Coccyx Pain

Everything you need to know about Coccyx Pain


Back pain is such a ubiquitous thing that many of us toss out terms to describe our current back pain without really having a clue what those terms mean. Coccyx for example is a term commonly bandied about simply to describe lower back pain when the truth is that the coccyx is technically in the lower back it is much more than regular 'lower back pain'.

In order to understand pain in this region you must have a better understanding of what the coccyx is and where it is located. Colloquially we refer to the coccyx as the tailbone, which is made up of several small bones at the lower most portion of the spine. Usually consisting of three to five fused vertebrae, the coccyx is located just above where the buttocks begins. Because of the nerve supply and the attachment of pelvic muscles, the pain in this region can become quite overwhelming.

If you suffer pain only in this region you have what is known as coccyx pain, instead of merely lower back or lumbar pain.

Coccyx Pain Causes

The most common cause of coccyx pain is injury or trauma to the tailbone. This can occur due to a fall where the main point of contact is the coccyx. Often the coccyx is injured by a direct blow to the coccyx during sporting events or other physical activities such as bicycling. Activities such as bicycling and rowing can injure this area due to the friction and repetitive motion the activity requires.

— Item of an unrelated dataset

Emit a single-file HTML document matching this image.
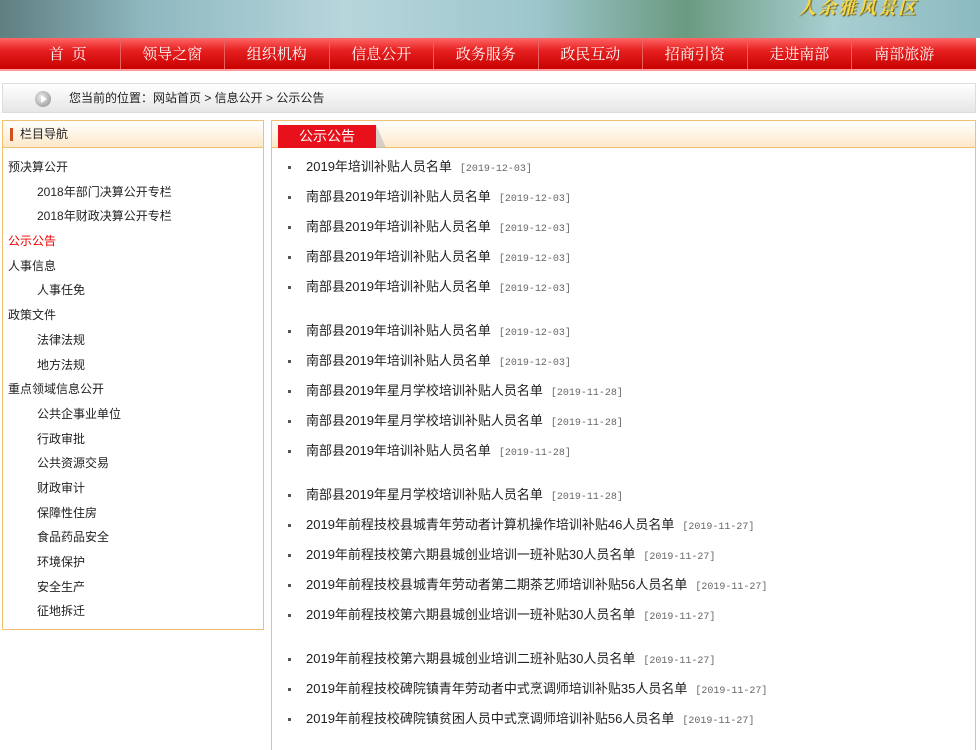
<!DOCTYPE html><html><head><meta charset="utf-8"><style>
*{margin:0;padding:0;box-sizing:border-box}
body{width:980px;height:738px;overflow:hidden;background:#fff;font-family:"Liberation Sans","Noto Sans CJK SC",sans-serif;color:#222;position:relative}
.banner{position:absolute;left:0;top:0;width:980px;height:38px;background:linear-gradient(90deg,#5f7f80 0%,#8fb8c0 15%,#b7d6dc 35%,#9cc6cc 55%,#6a9a80 70%,#a8cfd2 85%,#8bbac0 100%)}
.banner span{position:absolute;right:62px;top:-6px;color:#f6d84a;font-size:18px;font-style:italic;font-weight:bold;font-family:"Noto Serif CJK SC",serif;text-shadow:1px 1px 1px #6a5a10;letter-spacing:2px}
.nav{position:absolute;left:0;top:38px;width:976px;height:33px;background:linear-gradient(#f66 0%,#e62020 40%,#c80000 100%);border-bottom:2px solid #f99;display:flex;padding-left:16px}
.nav div{width:104.5px;text-align:center;color:#fff;font-size:15px;line-height:31px;border-right:1px solid #e86060;font-family:"Noto Serif CJK SC",serif}
.nav div:last-child{border:none}
.crumb{position:absolute;left:2px;top:83px;width:974px;height:30px;background:linear-gradient(#fff,#e6e6e6);border:1px solid #ddd;font-size:12px;line-height:29px;padding-left:66px;color:#222}
.crumb i{position:absolute;left:32px;top:7px;width:16px;height:16px;border-radius:50%;background:radial-gradient(circle at 40% 40%,#eee,#888)}
.crumb i:after{content:"";position:absolute;left:6px;top:4px;border-left:6px solid #fff;border-top:4px solid transparent;border-bottom:4px solid transparent}
.left{position:absolute;left:2px;top:120px;width:262px;height:510px;border:1px solid #f0c070}
.lh{height:27px;background:linear-gradient(#fff,#fde8c8);border-bottom:1px solid #f0c070;font-size:12px;line-height:26px;padding-left:17px;position:relative}
.lh:before{content:"";position:absolute;left:7px;top:7px;width:3px;height:13px;background:#d05020}
.left ul{list-style:none;padding-top:7px}
.left li{font-size:12px;height:24.7px;line-height:24.7px;padding-left:5px;color:#222}
.left li.s{padding-left:34px}
.left li.r{color:#e00}
.right{position:absolute;left:271px;top:120px;width:705px;height:630px;border-left:1px solid #f0c070;border-top:1px solid #f0c070;border-right:1px solid #f0c070}
.rh{height:27px;background:linear-gradient(#fff,#fde8c8);border-bottom:1px solid #f0c070;position:relative}
.rh b{position:absolute;left:6px;top:4px;width:98px;height:23px;background:#e8101a;color:#fff;font-weight:normal;font-size:14px;line-height:22px;text-align:center}
.rh b:after{content:"";position:absolute;right:-10px;top:0;border-left:10px solid #bbb;border-top:23px solid transparent;opacity:.6}
.right ul{list-style:none;padding-top:4px}
.right li{font-size:13px;height:30px;line-height:30px;padding-left:34px;position:relative}
.right li:before{content:"";position:absolute;left:16px;top:14px;width:3px;height:3px;background:#555}
.right li.g{margin-top:14px}
.right li em{font-style:normal;font-size:10px;font-family:"Liberation Mono",monospace;color:#666;margin-left:8px}
</style></head><body>
<div class="banner"><span>人余雅风景区</span></div>
<div class="nav"><div>首&nbsp;&nbsp;页</div><div>领导之窗</div><div>组织机构</div><div>信息公开</div><div>政务服务</div><div>政民互动</div><div>招商引资</div><div>走进南部</div><div>南部旅游</div></div>
<div class="crumb"><i></i>您当前的位置：网站首页 &gt; 信息公开 &gt; 公示公告</div>
<div class="left"><div class="lh">栏目导航</div><ul>
<li>预决算公开</li><li class="s">2018年部门决算公开专栏</li><li class="s">2018年财政决算公开专栏</li><li class="r">公示公告</li><li>人事信息</li><li class="s">人事任免</li><li>政策文件</li><li class="s">法律法规</li><li class="s">地方法规</li><li>重点领域信息公开</li><li class="s">公共企事业单位</li><li class="s">行政审批</li><li class="s">公共资源交易</li><li class="s">财政审计</li><li class="s">保障性住房</li><li class="s">食品药品安全</li><li class="s">环境保护</li><li class="s">安全生产</li><li class="s">征地拆迁</li></ul></div>
<div class="right"><div class="rh"><b>公示公告</b></div><ul>
<li>2019年培训补贴人员名单<em>[2019-12-03]</em></li>
<li>南部县2019年培训补贴人员名单<em>[2019-12-03]</em></li>
<li>南部县2019年培训补贴人员名单<em>[2019-12-03]</em></li>
<li>南部县2019年培训补贴人员名单<em>[2019-12-03]</em></li>
<li>南部县2019年培训补贴人员名单<em>[2019-12-03]</em></li>
<li class="g">南部县2019年培训补贴人员名单<em>[2019-12-03]</em></li>
<li>南部县2019年培训补贴人员名单<em>[2019-12-03]</em></li>
<li>南部县2019年星月学校培训补贴人员名单<em>[2019-11-28]</em></li>
<li>南部县2019年星月学校培训补贴人员名单<em>[2019-11-28]</em></li>
<li>南部县2019年培训补贴人员名单<em>[2019-11-28]</em></li>
<li class="g">南部县2019年星月学校培训补贴人员名单<em>[2019-11-28]</em></li>
<li>2019年前程技校县城青年劳动者计算机操作培训补贴46人员名单<em>[2019-11-27]</em></li>
<li>2019年前程技校第六期县城创业培训一班补贴30人员名单<em>[2019-11-27]</em></li>
<li>2019年前程技校县城青年劳动者第二期茶艺师培训补贴56人员名单<em>[2019-11-27]</em></li>
<li>2019年前程技校第六期县城创业培训一班补贴30人员名单<em>[2019-11-27]</em></li>
<li class="g">2019年前程技校第六期县城创业培训二班补贴30人员名单<em>[2019-11-27]</em></li>
<li>2019年前程技校碑院镇青年劳动者中式烹调师培训补贴35人员名单<em>[2019-11-27]</em></li>
<li>2019年前程技校碑院镇贫困人员中式烹调师培训补贴56人员名单<em>[2019-11-27]</em></li>
</ul></div>
</body></html>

These are the most common causes for coccyx pain and they also provide the best indicator of what caused your tailbone pain.

Some women can fracture or injure the coccyx while giving birth, although this does not occur frequently.

While the cause of coccyx pain may be unknown there are many other injuries and medical issues that cause this pain, including nerve compressions (sciatica), tumors, bone spurs and even infections. Sometimes the pain may simply be due to spending far too much time sitting incorrectly, directly on the coccyx.


Obviously pain is the most common symptom of coccyx pain, but if the pain is not localized it may be a symptom of an underlying problem. Coccyx pain will present as localized pain and tenderness that worsens during prolonged periods of sitting. In fact any activity that places direct contact on the coccyx will be incredibly painful.

Traumatic injuries to the coccyx may present with a bruise. Some coccyx pain sufferers may experience pain during bowel movements or sexual intercourse.

The pain itself however, can vary from radiating pain (up or down) to tingling to numbness. Back muscle weakness may also occur. Lower back pain is perhaps the most common symptom of coccyx pain whether due to a herniated disc, trauma or illness.

Coccyx Pain Diagnosis

Even if your coccyx pain is due to injury or trauma , your physician will want to conduct a series of diagnostic tests to determine the source of the pain. A diagnosis usually starts with a physical exam as well as the patient's medical history. If you suspect your pain is due to injury or trauma an x-ray will likely be taken to examine the spine.

Magnetic resonance imaging (MRI) may also be used to diagnose coccyx pain to determine the severity of the injury. In some instances a rectal exam may be necessary to allow the physician to feel for a fracture or dislocation to the tailbone, while often a basic spinal exam will be conducted manually to feel for changes to this area.

Your physician or back pain specialist may perform a variety of tests in order to properly diagnose the source of your pain.

Treating Coccyx Pain

Tailbone injuries are incredibly painful which is why fast and effective treatment is so important. Since most of us spend a great deal of time sitting it is important to utilize both natural and medical treatments for pain.

Some natural treatments for coccyx pain include:

  • High fiber foods to soften stool and prevent constipation.
  • Ice tailbone for 15 minutes at time, four times per day. This is most effective during the early days of injury to minimize pain.
  • Use a coccyx pillow or cushion when sitting and avoid sitting on hard surfaces for long periods of time.

Of course there are also many medical remedies available for tailbone pain, such as;

  • Pain relieving pills and creams may be prescribed or recommended.
  • An injection of the sacrococcygeal joint is commonly used to treat tailbone pain.
  • Stool softeners to relieve pain during bowel movements
  • Coccyx removal

The best course of action is a treatment plan that includes both natural and medical solutions to tailbone pain. Surgery to remove the coccyx should be your very last option after a variety of other treatments have proven unsuccessful. You may have to try a combination of different treatments before you find relief.

Healing is up to the patient, which means you need to take note of symptoms and pay attention when they worsen or new symptoms occur. The more aware you are of your pain and when it gets worse will help and your pain specialist find the best course of treatment.